There has been some debate and some criticism of the legislation over what will be considered. There is what is being touted in the legislation, the project list regulator, which will be the body that will determine which activities are subject to assessment and which are not. The goal of that body is to catch those projects that pose a potential risk to the environment and/or that have socio-economic impacts. It will also take into account and ensure that activities which do not pose any risk, either to the natural environment or with socio-economic impacts, will be cleared quickly and will not be assessed because they do not need to be.
The other point I want to make, which is both a strength and I think also a weakness in that it does not go far enough, is that of the cumulative impact. This has been a real weakness in the Canadian environmental assessment legislation to this point. We have attempted to deal with it in amendments that will be coming before the House shortly. I do not think we did so successfully.
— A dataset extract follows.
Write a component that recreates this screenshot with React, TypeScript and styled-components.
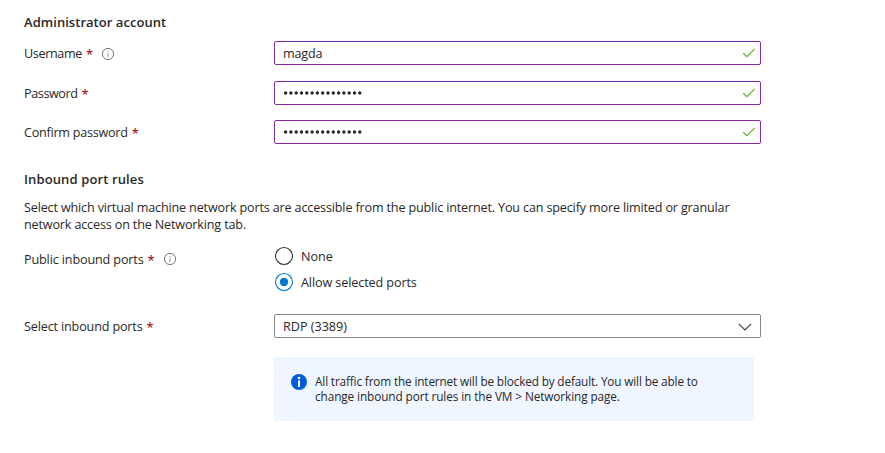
import React from "react";
import styled, { createGlobalStyle } from "styled-components";

const GlobalStyle = createGlobalStyle`
  * { box-sizing: border-box; }
  body {
    margin: 0;
    background: #fff;
    color: #292827;
    font-family: "Open Sans", "Noto Sans", sans-serif;
    font-size: 12.6px;
  }
`;

const Page = styled.main`
  width: 885px;
  height: 453px;
  padding: 12px 0 0 24px;
  overflow: hidden;
`;

const Heading = styled.h3<{ $gap?: number }>`
  margin: ${(p) => p.$gap ?? 0}px 0 0;
  height: 20px;
  font-size: 13px;
  font-weight: 600;
  line-height: 20px;
`;

const Row = styled.div<{ $gap: number }>`
  display: grid;
  grid-template-columns: 250px 487px;
  margin-top: ${(p) => p.$gap}px;
`;

const Label = styled.label<{ $drop?: number }>`
  display: flex;
  align-items: center;
  height: 24px;
  margin-top: ${(p) => p.$drop ?? 1}px;
  line-height: 24px;
  white-space: nowrap;
`;

const Star = styled.span`
  width: 7px;
  margin-left: 4px;
  color: #a4262c;
  font-size: 13px;
  font-weight: 600;
`;

const Hint = styled.svg<{ $lift?: number }>`
  margin-left: 8px;
  margin-bottom: ${(p) => p.$lift ?? 0}px;
  width: 14px;
  height: 14px;
`;

const Text = styled.span<{ $track?: number }>`
  letter-spacing: ${(p) => p.$track ?? 0}px;
  white-space: nowrap;
`;

const Field = styled.div<{ $color: string }>`
  display: flex;
  align-items: center;
  justify-content: space-between;
  height: 24px;
  padding: 0 5px 0 8px;
  border: 1px solid ${(p) => p.$color};
  border-radius: 2px;
  line-height: 22px;
`;

const Value = styled(Text)`
  padding-top: 2px;
`;

const Dots = styled.svg`
  width: 80px;
  height: 6px;
  margin-bottom: 1px;
`;

const Check = styled.svg`
  width: 13px;
  height: 10px;
`;

const Chevron = styled.svg`
  width: 14px;
  height: 8px;
  margin-right: 3px;
  margin-top: 1px;
`;

const Intro = styled.p`
  margin: 10px 0 0;
  line-height: 17px;
`;

const Line = styled.span<{ $track?: number }>`
  display: block;
  white-space: nowrap;
  letter-spacing: ${(p) => p.$track ?? 0}px;
`;

const Radios = styled.div`
  display: grid;
  gap: 6px;
`;

const Radio = styled.div`
  display: flex;
  align-items: center;
  gap: 7px;
  height: 20px;
`;

const RadioMark = styled.svg`
  width: 20px;
  height: 20px;
`;

const Note = styled.aside`
  display: flex;
  align-items: flex-start;
  gap: 8px;
  width: 480px;
  height: 64px;
  margin: 18px 0 0 250px;
  padding: 16px 17px;
  border-radius: 2px;
  background: #eff6ff;
  font-size: 11.8px;
  line-height: 15px;
`;

const NoteText = styled.div`
  padding-top: 1px;
`;

const NoteIcon = styled.svg`
  width: 16px;
  height: 16px;
  margin-top: 1px;
`;

function InfoHint({ lift }: { lift?: number }) {
  return (
    <Hint $lift={lift} viewBox="0 0 14 14">
      <circle cx="7" cy="7" r="5.6" fill="none" stroke="#6b6967" strokeWidth="0.9" />
      <path d="M7 6.2V10M7 4V5.1" stroke="#8a8886" />
    </Hint>
  );
}

function Password() {
  return (
    <Dots viewBox="0 0 80 6" role="img" aria-label="Password hidden">
      {Array.from({ length: 15 }, (_, i) => (
        <circle key={i} cx={2.6 + i * 5.3} cy="3" r="1.7" fill="#292827" />
      ))}
    </Dots>
  );
}

function Valid() {
  return (
    <Check viewBox="0 0 13 10">
      <path d="M1.2 5.2L4.9 8.6L12.7 1" fill="none" stroke="#6bb02c" strokeWidth="1.2" />
    </Check>
  );
}

interface LabelProps {
  text: string;
  track?: number;
  hint?: boolean;
  drop?: number;
  lift?: number;
}

function RequiredLabel({ text, track, hint, drop, lift }: LabelProps) {
  return (
    <Label $drop={drop}>
      <Text $track={track}>{text}</Text>
      <Star>*</Star>
      {hint && <InfoHint lift={lift} />}
    </Label>
  );
}

export default function App() {
  return (
    <>
      <GlobalStyle />
      <Page>
        <Heading>
          <Text $track={0.04}>Administrator account</Text>
        </Heading>
        <Row $gap={9}>
          <RequiredLabel text="Username" track={-0.36} hint />
          <Field $color="#8a27a3">
            <Value $track={-0.15}>magda</Value>
            <Valid />
          </Field>
        </Row>
        <Row $gap={15}>
          <RequiredLabel text="Password" track={-0.4} />
          <Field $color="#8a27a3">
            <Password />
            <Valid />
          </Field>
        </Row>
        <Row $gap={14}>
          <RequiredLabel text="Confirm password" track={-0.25} />
          <Field $color="#8a27a3">
            <Password />
            <Valid />
          </Field>
        </Row>
        <Heading $gap={24}>
          <Text $track={0.12}>Inbound port rules</Text>
        </Heading>
        <Intro>
          <Line $track={-0.157}>
            Select which virtual machine network ports are accessible from the public internet. You can specify more limited or granular
          </Line>
          <Line $track={-0.157}>network access on the Networking tab.</Line>
        </Intro>
        <Row $gap={13}>
          <RequiredLabel text="Public inbound ports" track={-0.13} hint drop={2} lift={2} />
          <Radios>
            <Radio>
              <RadioMark viewBox="0 0 20 20">
                <circle cx="10" cy="10" r="8.5" fill="none" stroke="#323130" strokeWidth="1.1" />
              </RadioMark>
              <Text>None</Text>
            </Radio>
            <Radio>
              <RadioMark viewBox="0 0 20 20">
                <circle cx="10" cy="10" r="8.5" fill="none" stroke="#0078d4" strokeWidth="1.1" />
                <circle cx="10" cy="10" r="4.2" fill="#0078d4" />
              </RadioMark>
              <Text $track={-0.1}>Allow selected ports</Text>
            </Radio>
          </Radios>
        </Row>
        <Row $gap={22}>
          <RequiredLabel text="Select inbound ports" track={-0.15} />
          <Field $color="#8a8886">
            <Value>RDP (3389)</Value>
            <Chevron viewBox="0 0 14 8">
              <path d="M0.8 0.8L7 7L13.2 0.8" fill="none" stroke="#3b3a39" strokeWidth="1.1" />
            </Chevron>
          </Field>
        </Row>
        <Note>
          <NoteIcon viewBox="0 0 16 16">
            <circle cx="8" cy="8" r="8" fill="#015cda" />
            <circle cx="8" cy="4" r="1.3" fill="#fff" />
            <path d="M8 6.5V13" stroke="#fff" strokeWidth="2" />
          </NoteIcon>
          <NoteText>
            <Line $track={-0.155}>All traffic from the internet will be blocked by default. You will be able to</Line>
            <Line $track={-0.1}>change inbound port rules in the VM &gt; Networking page.</Line>
          </NoteText>
        </Note>
      </Page>
    </>
  );
}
Equally so, I do not think that this legislation is broad enough. It is one of the areas where some very generous interpretation is going to have to occur in order to take into account fully the cumulative impact of a series of developments and those developments impacting on the natural environment. One small mine may not be a problem, but if it is the first of a chain of mines in that particular region it may in fact be a major problem. More of that work and the questioning of cumulative impact has to be taken into account at earlier stages than what we have traditionally done under the Canadian Environmental Assessment Act.